Les résultats obtenus lors de la dernière année d'exploitation du LEP en constituent une bonne illustration. Les données ont révélé des indices de l'existence d'un boson de Higgs d'une masse d'environ 115 GeV. Dans la seule expérience ALEPH, par exemple, le signal de Higgs était un 'effet de 3,2 sigma'. Pour bien comprendre cette expression, le mieux est de prendre un exemple plus familier. Si vous jouez à pile ou face avec une pièce équilibrée, vous savez qu'il y a autant de chances de tomber sur pile que sur face. Si vous répétez l'opération de nombreuses fois avec plusieurs pièces théoriquement équilibrées, il serait particulièrement extraordinaire qu'elles tombent toutes autant de fois sur pile que sur face. Au contraire, les résultats des lancers de toutes les pièces suivront une courbe de répartition en forme de cloche, comme celle présentée ci-après. Une pièce parfaitement équilibrée apparaîtrait vers le centre de la courbe, près de la moyenne de répartition. Si la pièce était truquée, elle apparaîtrait loin de la moyenne. Si, après 100 lancers, vous obteniez 55 fois face et 45 fois pile, le résultat serait à un sigma de la moyenne. La probabilité d'être au moins aussi éloigné de la moyenne avec une pièce normale est de 32%. En d'autres termes, la probabilité que la pièce soit truquée est de 68%. Si vous obteniez 60 fois le côté face, le sigma serait égal à deux et la probabilité d'obtenir ce résultat avec une pièce non truquée est d'environ 5%. Plus la différence entre le nombre de faces et de piles est grande, plus la déviation standard est éloignée de la moyenne et plus la présomption que la pièce est truquée est forte. Pour un sigma égal à cinq - soit 75 fois face - la probabilité d'obtenir ce résultat avec une pièce parfaitement équilibrée n'est que d'une sur deux millions. Un joueur aurait entièrement raison de soupçonner qu'il y a quelque chose de louche là-dedans.

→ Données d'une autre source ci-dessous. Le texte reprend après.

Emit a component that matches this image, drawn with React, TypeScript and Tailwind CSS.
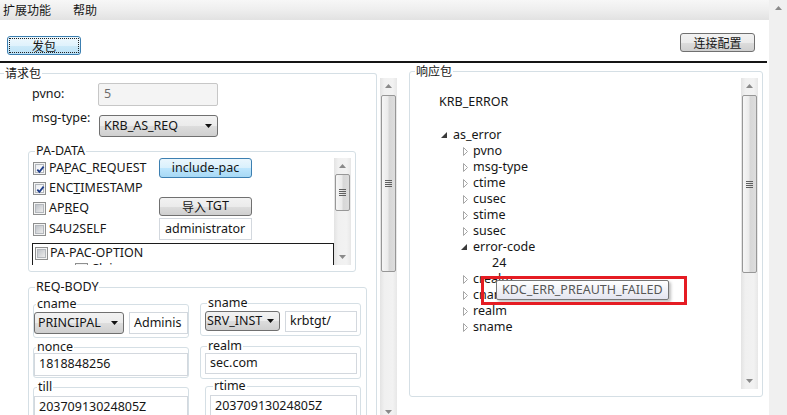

En lançant 100 fois une pièce, la probabilité que la pièce soit truquée augmente d'autant plus que le résultat est éloigné du centre de la courbe. Un résultat de 50 fois pile et 50 fois face tomberait exactement au centre, c'est à dire sur la moyenne de répartition. Pour un résultat 55/45, la probabilité que la pièce soit truquée est de 68% - un effet de un sigma, statistiquement parlant. Cette probabilité augmente à 99,5% pour deux sigma, 99,75% pour trois sigma et ainsi de suite.



Dans le cas de la physique des particules, le sigma a la même signification. L'effet de 3,2 sigma observé par ALEPH indique que la probabilité qu'il soit dû à une fluctuation statistique est d'environ 0,2%. Pour le profane, cela semble être une forte preuve, mais pas pour le physicien. Cela signifie que si l'on répétait l'expérience un millier de fois et s'il n'y avait pas de boson vers 115 GeV, seules deux répétitions donneraient un résultat de 3,2 sigma. Cela ne devrait pas arriver très souvent mais cela pourrait arriver. Si vous avez un millier de pièces 'identiques' et un peu de temps à perdre, essayez donc vous-même !
Les physiciens disposent de règles précises pour interpréter les déviations standards. Un sigma de trois ou plus est une forte présomption de l'existence d'un nouveau phénomène, mais on ne peut parler de découverte qu'à partir d'un effet de cinq sigma. Les seuls résultats d'ALEPH semblent apporter une bonne indication de l'existence du boson de Higgs, mais en considérant l'ensemble des expériences LEP, le sigma est bien moindre. C'est intéressant, mais ce n'est hélas pas une indication suffisante de l'existence du boson de Higgs.